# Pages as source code
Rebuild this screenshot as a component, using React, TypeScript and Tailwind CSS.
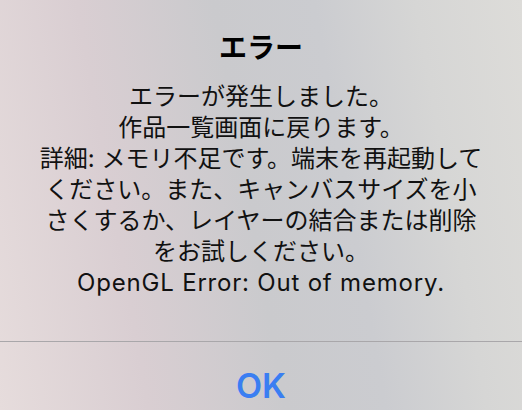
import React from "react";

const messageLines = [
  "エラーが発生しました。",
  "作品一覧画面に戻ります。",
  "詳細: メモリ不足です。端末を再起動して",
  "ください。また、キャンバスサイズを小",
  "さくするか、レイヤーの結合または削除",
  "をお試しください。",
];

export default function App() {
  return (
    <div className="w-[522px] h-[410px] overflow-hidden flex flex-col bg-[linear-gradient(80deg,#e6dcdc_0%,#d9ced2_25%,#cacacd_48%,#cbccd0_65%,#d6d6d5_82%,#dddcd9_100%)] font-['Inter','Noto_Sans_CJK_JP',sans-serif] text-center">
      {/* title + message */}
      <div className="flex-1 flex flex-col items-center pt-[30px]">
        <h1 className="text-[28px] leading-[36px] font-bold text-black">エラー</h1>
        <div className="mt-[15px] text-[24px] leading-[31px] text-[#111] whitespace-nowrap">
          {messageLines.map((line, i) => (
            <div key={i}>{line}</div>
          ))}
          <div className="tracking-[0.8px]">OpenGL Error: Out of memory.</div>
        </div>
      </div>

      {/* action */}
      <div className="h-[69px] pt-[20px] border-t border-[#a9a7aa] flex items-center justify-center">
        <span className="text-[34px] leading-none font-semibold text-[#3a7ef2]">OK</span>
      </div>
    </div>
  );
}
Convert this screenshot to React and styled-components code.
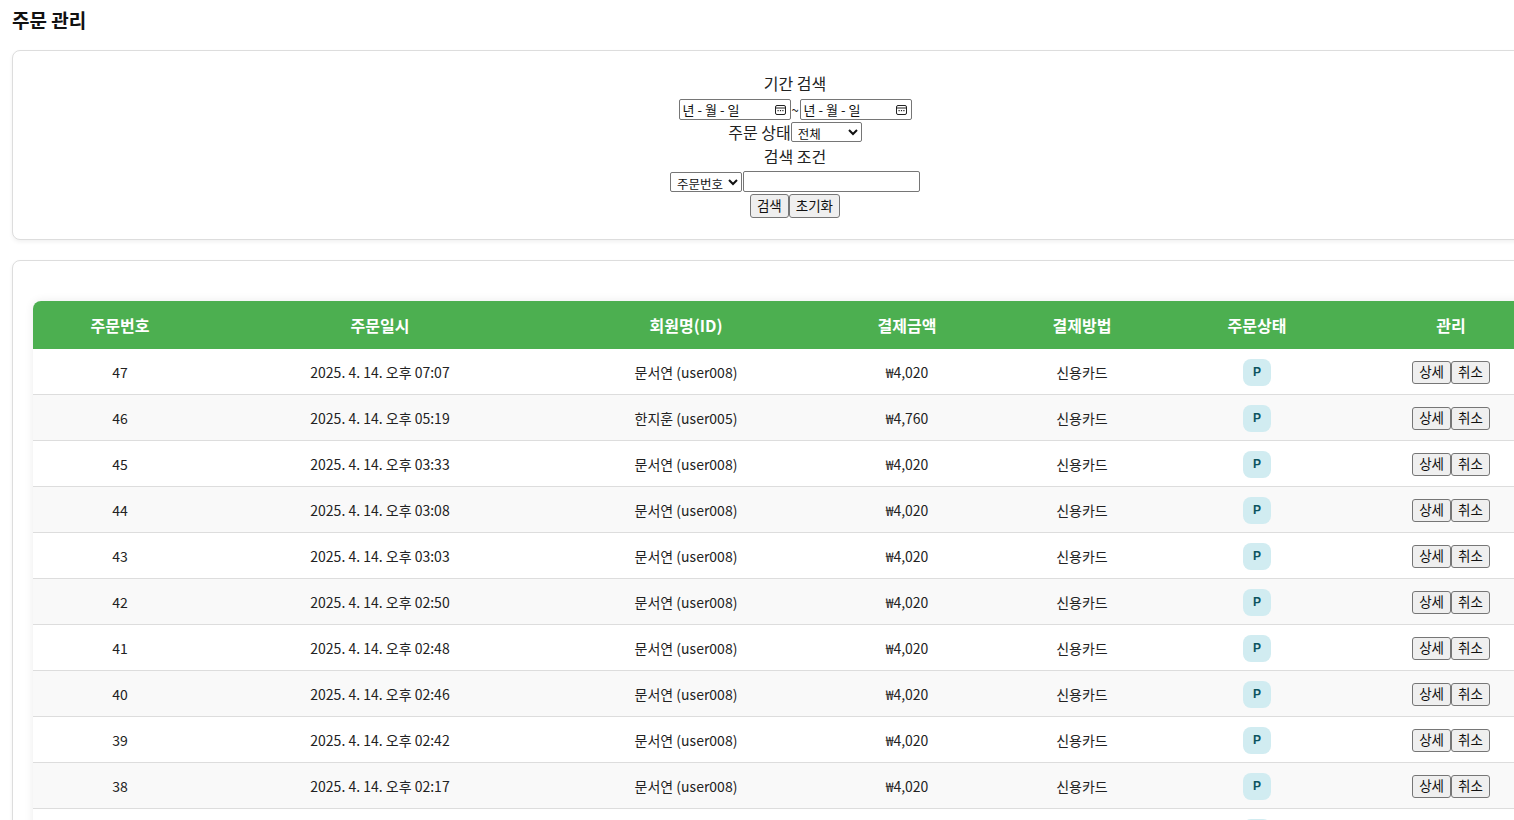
--
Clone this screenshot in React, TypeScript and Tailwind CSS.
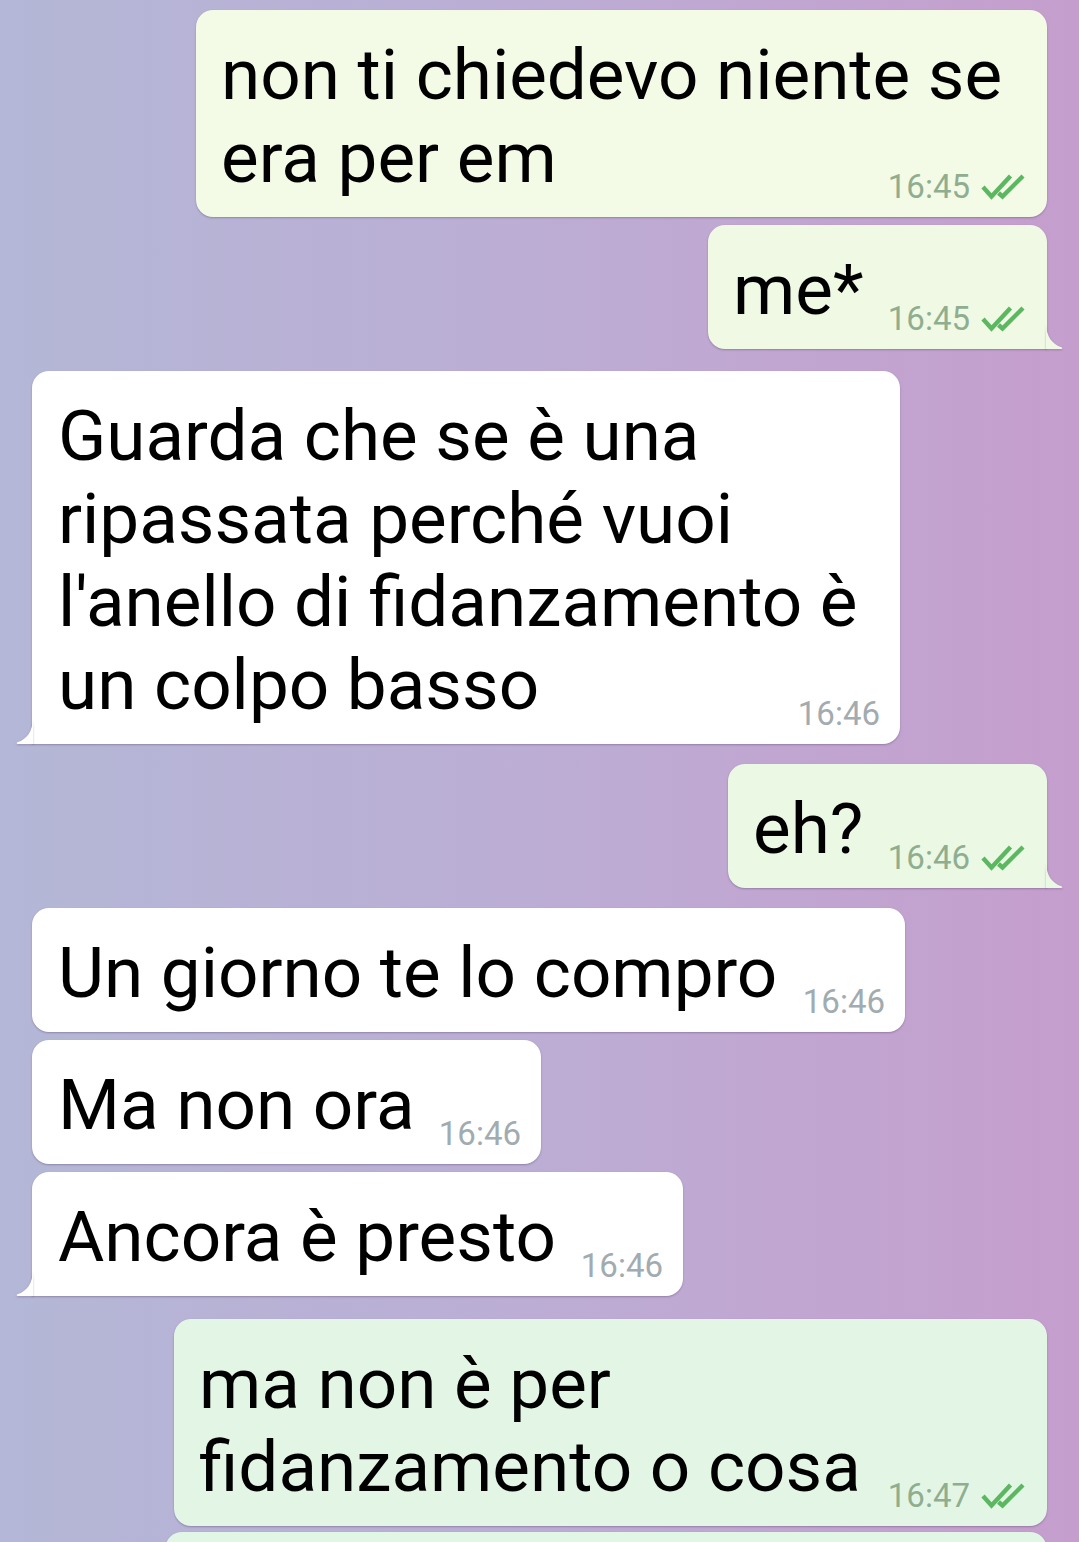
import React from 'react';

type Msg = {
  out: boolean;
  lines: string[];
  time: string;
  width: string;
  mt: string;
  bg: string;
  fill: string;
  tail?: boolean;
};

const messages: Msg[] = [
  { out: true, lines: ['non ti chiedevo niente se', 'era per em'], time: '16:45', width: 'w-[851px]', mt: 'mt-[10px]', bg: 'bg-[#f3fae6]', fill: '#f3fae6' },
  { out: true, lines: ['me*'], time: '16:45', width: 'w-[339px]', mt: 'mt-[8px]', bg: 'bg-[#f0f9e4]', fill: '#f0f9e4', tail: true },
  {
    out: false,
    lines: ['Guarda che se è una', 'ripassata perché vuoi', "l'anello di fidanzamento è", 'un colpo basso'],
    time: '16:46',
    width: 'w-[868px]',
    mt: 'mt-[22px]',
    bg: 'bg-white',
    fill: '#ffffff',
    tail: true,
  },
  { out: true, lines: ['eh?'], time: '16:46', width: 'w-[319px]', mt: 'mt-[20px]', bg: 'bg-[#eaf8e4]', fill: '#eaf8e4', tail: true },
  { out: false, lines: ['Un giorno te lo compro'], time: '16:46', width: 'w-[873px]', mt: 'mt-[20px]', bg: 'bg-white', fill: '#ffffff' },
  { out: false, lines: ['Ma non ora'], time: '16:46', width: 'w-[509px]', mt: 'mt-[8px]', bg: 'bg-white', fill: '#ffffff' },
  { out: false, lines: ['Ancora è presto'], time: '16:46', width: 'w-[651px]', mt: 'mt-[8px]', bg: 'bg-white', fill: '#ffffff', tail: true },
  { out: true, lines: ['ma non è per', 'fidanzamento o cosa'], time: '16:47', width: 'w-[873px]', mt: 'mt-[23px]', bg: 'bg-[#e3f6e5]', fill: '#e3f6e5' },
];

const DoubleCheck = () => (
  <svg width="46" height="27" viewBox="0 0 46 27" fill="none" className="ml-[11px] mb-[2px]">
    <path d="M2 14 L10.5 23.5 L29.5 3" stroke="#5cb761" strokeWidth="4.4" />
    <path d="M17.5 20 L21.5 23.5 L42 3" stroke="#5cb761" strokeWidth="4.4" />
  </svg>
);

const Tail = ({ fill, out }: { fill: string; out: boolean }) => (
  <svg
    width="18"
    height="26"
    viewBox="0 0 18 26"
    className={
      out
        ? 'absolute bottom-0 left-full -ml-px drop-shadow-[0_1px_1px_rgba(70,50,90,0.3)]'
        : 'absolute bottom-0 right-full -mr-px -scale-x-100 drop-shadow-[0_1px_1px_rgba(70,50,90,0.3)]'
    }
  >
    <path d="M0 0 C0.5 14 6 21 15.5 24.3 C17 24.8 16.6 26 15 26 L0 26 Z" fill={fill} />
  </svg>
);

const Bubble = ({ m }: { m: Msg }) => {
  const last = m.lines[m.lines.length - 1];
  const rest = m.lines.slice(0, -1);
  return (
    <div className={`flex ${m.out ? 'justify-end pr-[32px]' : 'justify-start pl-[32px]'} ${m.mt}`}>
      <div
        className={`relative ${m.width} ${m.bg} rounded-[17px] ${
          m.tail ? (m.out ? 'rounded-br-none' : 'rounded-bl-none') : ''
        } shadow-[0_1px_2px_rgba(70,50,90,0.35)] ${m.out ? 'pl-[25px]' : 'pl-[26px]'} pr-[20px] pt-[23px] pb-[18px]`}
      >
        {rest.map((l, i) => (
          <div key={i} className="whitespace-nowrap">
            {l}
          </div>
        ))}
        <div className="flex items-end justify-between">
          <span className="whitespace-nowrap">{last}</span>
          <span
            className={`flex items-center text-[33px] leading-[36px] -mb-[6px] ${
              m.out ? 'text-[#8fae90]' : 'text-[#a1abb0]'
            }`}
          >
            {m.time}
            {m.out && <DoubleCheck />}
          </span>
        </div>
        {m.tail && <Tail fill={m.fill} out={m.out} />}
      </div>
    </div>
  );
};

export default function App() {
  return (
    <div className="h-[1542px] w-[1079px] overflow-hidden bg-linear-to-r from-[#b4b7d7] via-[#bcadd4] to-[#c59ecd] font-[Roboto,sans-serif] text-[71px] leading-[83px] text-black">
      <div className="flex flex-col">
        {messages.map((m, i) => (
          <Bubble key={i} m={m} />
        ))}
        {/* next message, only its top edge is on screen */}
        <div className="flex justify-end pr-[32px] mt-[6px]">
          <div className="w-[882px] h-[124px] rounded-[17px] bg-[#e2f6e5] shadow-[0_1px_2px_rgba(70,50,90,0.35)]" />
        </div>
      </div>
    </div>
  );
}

# INSTRUCTIONS TO FOLLOW
Copy each line of the listing that holds the word "screenshot".

# TASK ANSWER
Rebuild this screenshot as a component, using React, TypeScript and Tailwind CSS.
Convert this screenshot to React and styled-components code.
Clone this screenshot in React, TypeScript and Tailwind CSS.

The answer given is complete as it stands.